Concept: Why not model.forward() but model()

Core Intuition

  • Calling model(x) invokes nn.Module.__call__, a wrapper around forward() that runs hooks, manages state, sets up autograd, and handles distributed sync.
  • Calling model.forward(x) directly bypasses all of this infrastructure.

Analogy

Think of __call__ as the interface designed for the user, and forward() as the implementation detail meant for the developer.
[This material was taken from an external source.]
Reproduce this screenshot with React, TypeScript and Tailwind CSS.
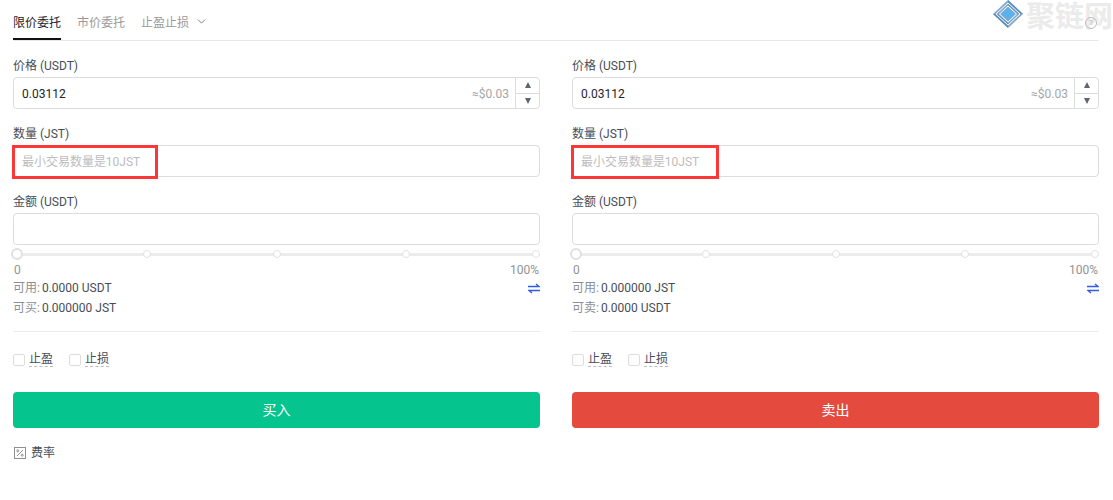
import React from "react";
import { ChevronDown } from "lucide-react";

const font = "font-['Roboto','Noto_Sans_CJK_SC',sans-serif]";

const Label = ({ text }: { text: string }) => (
  <div className="h-[16px] text-[12px] leading-[16px] text-[#474d57] mb-[4px] pt-px">{text}</div>
);

const PriceInput = () => (
  <div className="h-[32px] border border-[#dcdcdc] rounded-[4px] flex items-center text-[12px]">
    <span className="pl-[8px] pt-px flex-1 text-[#1e2329]">0.03112</span>
    <span className="text-[#a5a5a5] pr-[6px] pt-px">≈$0.03</span>
    <div className="w-[24px] h-full border-l border-[#dcdcdc] flex flex-col">
      <div className="flex-1 flex items-center justify-center border-b border-[#dcdcdc]">
        <div className="w-0 h-0 border-x-[3.5px] border-x-transparent border-b-[6px] border-b-[#5e6673]" />
      </div>
      <div className="flex-1 flex items-center justify-center">
        <div className="w-0 h-0 border-x-[3.5px] border-x-transparent border-t-[6px] border-t-[#5e6673]" />
      </div>
    </div>
  </div>
);

const Dot = () => (
  <div className="w-[12px] flex justify-center">
    <div className="w-[8px] h-[8px] rounded-full bg-white border border-[#e2e2e2]" />
  </div>
);

const Slider = () => (
  <div className="relative h-[14px] mt-[2px] -mx-[2px] flex items-center justify-between">
    <div className="absolute left-[2px] right-[2px] top-[6px] h-[3px] bg-[#ececec]" />
    <div className="relative w-[12px] h-[12px] rounded-full bg-white border-2 border-[#e0e0e0]" />
    <div className="relative"><Dot /></div>
    <div className="relative"><Dot /></div>
    <div className="relative"><Dot /></div>
    <div className="relative"><Dot /></div>
  </div>
);

const Swap = () => (
  <svg width="12" height="11" viewBox="0 0 12 11" fill="none" stroke="#2f5be7" strokeWidth="1.3">
    <path d="M0 3.5h11L8 1" />
    <path d="M12 7.5H1L4 10" />
  </svg>
);

const Check = ({ text }: { text: string }) => (
  <div className="flex items-center gap-[4px]">
    <div className="w-[12px] h-[12px] border border-[#dcdcdc] rounded-[2px] bg-white" />
    <span className="text-[12px] leading-[14px] text-[#474d57] border-b border-dashed border-[#b7bdc6]">{text}</span>
  </div>
);

const Panel = ({
  avail,
  other,
  otherLabel,
  btn,
  btnColor,
  boxWidth,
}: {
  avail: string;
  other: string;
  otherLabel: string;
  btn: string;
  btnColor: string;
  boxWidth: string;
}) => (
  <div className="w-[527px] relative">
    <Label text="价格 (USDT)" />
    <PriceInput />
    <div className="h-[16px]" />
    <Label text="数量 (JST)" />
    <div className="h-[32px] border border-[#dcdcdc] rounded-[4px] flex items-center pl-[8px] pt-px text-[12px] tracking-[-0.02px] text-[#bcbcbc]">
      最小交易数量是10JST
    </div>
    {/* red highlight */}
    <div className={`absolute left-[-1px] top-[88px] h-[34px] border-[3px] border-[#fb3737] ${boxWidth}`} />
    <div className="h-[16px]" />
    <Label text="金额 (USDT)" />
    <div className="h-[32px] border border-[#dcdcdc] rounded-[4px]" />
    <Slider />
    <div className="flex justify-between text-[12px] leading-[16px] text-[#929292] mt-[1px] pl-[1px] pr-[1px]">
      <span>0</span>
      <span>100%</span>
    </div>
    <div className="flex justify-between items-center text-[12px] leading-[16px] mt-[2px]">
      <span>
        <span className="text-[#8a8f97] mr-[2px]">可用:</span>
        <span className="text-[#474d57]">{avail}</span>
      </span>
      <Swap />
    </div>
    <div className="text-[12px] leading-[16px] mt-[4px]">
      <span className="text-[#8a8f97] mr-[2px]">{otherLabel}:</span>
      <span className="text-[#474d57]">{other}</span>
    </div>
    <div className="h-px bg-[#ebebeb] mt-[15px]" />
    <div className="flex gap-[16px] mt-[20px]">
      <Check text="止盈" />
      <Check text="止损" />
    </div>
    <button className={`w-full h-[36px] rounded-[4px] text-white text-[14px] mt-[25px] ${btnColor}`}>{btn}</button>
  </div>
);

const WatermarkLogo = () => (
  <svg width="30" height="28" viewBox="0 0 30 28">
    <path d="M15 0L30 14L15 28L0 14Z" fill="#7fa9d0" />
    <path d="M15 0L30 14L25 14L15 5Z" fill="#5e90bf" />
    <path d="M0 14L15 28L15 23L5 14Z" fill="#5e90bf" />
    <path d="M15 8.5L21 14L15 19.5L9 14Z" fill="#55b4f0" />
    <path
      d="M15 6L23.5 14L15 22L6.5 14ZM15 3L27 14M15 3L3 14M3 14L15 25M27 14L15 25M11 2L4 9M19 2L26 9M11 26L4 19M19 26L26 19"
      stroke="#fff"
      strokeWidth="1"
      fill="none"
    />
  </svg>
);

export default function App() {
  return (
    <div className={`relative w-[1113px] h-[500px] bg-white overflow-hidden ${font}`}>
      <div className="mx-[14px] ml-[13px] h-[41px] border-b border-[#e9e9e9] flex text-[12px]">
        <div className="h-[40px] w-[48px] pt-[15px] leading-[16px] border-b-2 border-[#111] text-[#1e2329]">限价委托</div>
        <div className="ml-[16px] pt-[15px] leading-[16px] text-[#9a9a9a]">市价委托</div>
        <div className="ml-[16px] pt-[15px] leading-[16px] text-[#9a9a9a] flex items-start gap-[6px] h-[32px]">
          止盈止损
          <ChevronDown size={13} strokeWidth={1.5} className="text-[#5e6673]" />
        </div>
      </div>

      <div className="flex gap-[32px] pl-[13px] pt-[16px]">
        <Panel avail="0.0000 USDT" otherLabel="可买" other="0.000000 JST" btn="买入" btnColor="bg-[#05c48e]" boxWidth="w-[146px]" />
        <Panel avail="0.000000 JST" otherLabel="可卖" other="0.0000 USDT" btn="卖出" btnColor="bg-[#e54a3f]" boxWidth="w-[148px]" />
      </div>

      <div className="flex items-center gap-[5px] pl-[14px] mt-[17px] text-[12px] leading-[16px] text-[#474d57]">
        <svg width="12" height="12" viewBox="0 0 12 12" fill="none" stroke="#8f8f8f">
          <rect x="0.5" y="0.5" width="11" height="11" />
          <path d="M3 9l6-6" />
          <circle cx="3.8" cy="3.8" r="1" />
          <circle cx="8.2" cy="8.2" r="1" />
        </svg>
        费率
      </div>

      {/* watermark */}
      <div className="absolute left-[993px] top-0 flex items-center gap-[3px] pointer-events-none">
        <WatermarkLogo />
        <span className="font-['Noto_Sans_CJK_SC'] font-bold text-[29px] leading-[28px] text-[#ebebeb] whitespace-nowrap">聚链网</span>
      </div>
      <div className="absolute left-[1085px] top-[17px] w-[12px] h-[12px] rounded-full border border-[#b9b9b9] text-[8px] leading-[10px] text-center text-[#b0b0b0]">?</div>
    </div>
  );
}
Using model(x) ensures the entire ecosystem of PyTorch features remains fully functional.

Component of

Insights

  • Never call model.forward(x) directly in user code; always use model(x).
  • Hooks will not fire: Any pre- or post-forward hooks registered will be ignored, breaking debugging or logging tools.
  • State inconsistency: Necessary checks or updates to internal module states that occur in the __call__ wrapper may be bypassed.
  • Distributed issues: In distributed training (e.g., DDP), skipping __call__ means the necessary synchronization logic between GPUs will not be triggered.

Connections

Implementation Notes

Simple example to demonstrate __call__ vs. forward (illustrative plain class, not actual nn.Module):

class MyModel:
    def __init__(self, name):
        self.name = name
 
    def forward(self, x):
        """
        Defines the computation performed at every call.
        Should be overridden by all subclasses.
        """
        return x * 2
 
    def __call__(self, x):
        """
        The entry point for module execution.
        Handles hooks, pre-processing, and post-processing logic
        before invoking the forward pass.
        """
        print(f"Running pre-forward hooks for {self.name}")
 
        # Invoke the core implementation: forward().
        result = self.forward(x)
 
        print(f"Running post-forward hooks for {self.name}")
        return result
 
# Simple usage example
model = MyModel("TestModel")
output = model(10)  # This triggers __call__ internally

nn.Module.__call__ in torch/nn/modules/module.py performs several critical steps before and after invoking forward():

  • forward_pre_hooks: Executed before forward() — useful for logging, modifying inputs, or inspecting data shapes.
  • forward_hooks: Executed after forward() — commonly used to capture activations, perform feature extraction, or debug layers.
  • State Management: Handles the training flag, ensuring BatchNorm running statistics and Dropout behavior correctly switch between training and evaluation modes.
  • Autograd and Graph Construction: Ensures correct interaction with the C++ autograd engine for backpropagation graph construction.
  • Distributed Processing: Handles communication primitives (e.g., AllReduce) to synchronize gradients or parameters across devices.
  • Profiling and Tracing: PyTorch Profiler and TorchScript rely on these wrappers to intercept calls for recording execution times, memory usage, or tracing graph structure.